Computational Complexity and Knowledge Complexity.
Oded Goldreich, Rafail Ostrovsky, Erez Petrank
Abstract: We study the computational complexity of languages which have interactive proofs that do not reveal too much knowledge. That is, we consider languages with interactive proofs of logarithmic knowledge complexity. We show that all such languages can be recognized in ${\cal BPP}^{\cal NP}$. %probabilistic polynomial time with access to an NP oracle. Prior to this work, only trivial computational complexity bounds (i.e., recognizability in ${\cal PSPACE}={\cal IP}$) were known for languages with greater-than-zero knowledge complexity (and specifically, even for knowledge complexity 1).

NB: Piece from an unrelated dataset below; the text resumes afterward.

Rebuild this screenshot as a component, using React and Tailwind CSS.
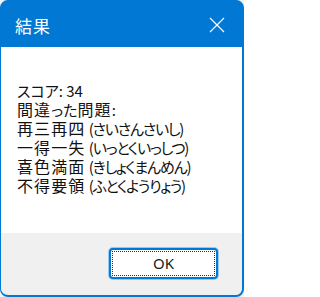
import React from "react";

const font = { fontFamily: '"Noto Sans CJK JP", "Noto Sans", sans-serif' };

function K({ children }) {
  return <span className="text-[16px] tracking-[1.1px]">{children}</span>;
}
function R({ children }) {
  return <span className="tracking-[-1.2px]">{children}</span>;
}

export default function App() {
  const items = [
    ["再三再四", "(さいさんさいし)"],
    ["一得一失", "(いっとくいっしつ)"],
    ["喜色満面", "(きしょくまんめん)"],
    ["不得要領", "(ふとくようりょう)"],
  ];
  return (
    <div className="w-[244px] h-[297px] bg-[#f3f3f3]" style={font}>
      <div className="w-full h-full flex flex-col rounded-[8px] overflow-hidden border-l border-t border-r-2 border-b-2 border-[#0078d4] bg-[#0078d4]">
        <div className="h-[46px] shrink-0 flex items-center justify-between pl-[14px] pr-[17px] text-white">
          <span className="text-[17px] leading-none tracking-[1px] mt-[2px]">結果</span>
          <svg width="16" height="16" viewBox="0 0 16 16" className="mt-[1px]">
            <path d="M1 1 L15 15 M15 1 L1 15" stroke="white" strokeWidth="1.2" fill="none" />
          </svg>
        </div>
        <div className="flex-1 bg-white pt-[35px] pl-[16px] text-[#111] text-[15px] leading-[18px] [font-feature-settings:'palt']">
          <div className="whitespace-nowrap">スコア: 34</div>
          <div className="whitespace-nowrap">
            <K>間違</K>った<K>問題</K>:
          </div>
          {items.map(([k, r]) => (
            <div key={k} className="whitespace-nowrap">
              <K>{k}</K> <R>{r}</R>
            </div>
          ))}
        </div>
        <div className="h-[62px] shrink-0 bg-[#f0f0f0] flex items-start justify-end pt-[15px] pr-[24px]">
          <button className="w-[109px] h-[31px] rounded-[4px] border-2 border-[#0078d4] bg-white p-[1px] shadow-[0_0_0_1px_#9cc8ee]">
            <div className="w-full h-full border border-dotted border-[#333] flex items-center justify-center text-[15px] text-[#1a1a1a] leading-none" style={{ fontFamily: '"Noto Sans", sans-serif' }}>
              OK
            </div>
          </button>
        </div>
      </div>
    </div>
  );
}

In course of our proof, we relate statistical knowledge-complexity with perfect knowledge-complexity; specifically, we show that, for the honest verifier, these hierarchies coincide, up to a logarithmic additive term (i.e., ${\cal SKC}(k(\cdot))\subseteq{\cal PKC}(k(\cdot)+\log(\cdot))$).
comment: Preliminary version appeared in the Twenty-sixth ACM Symposium on Theory of Computing (STOC-94) Full version in SIAM Journal on Computing, 27(4):1116-1141, August 1998.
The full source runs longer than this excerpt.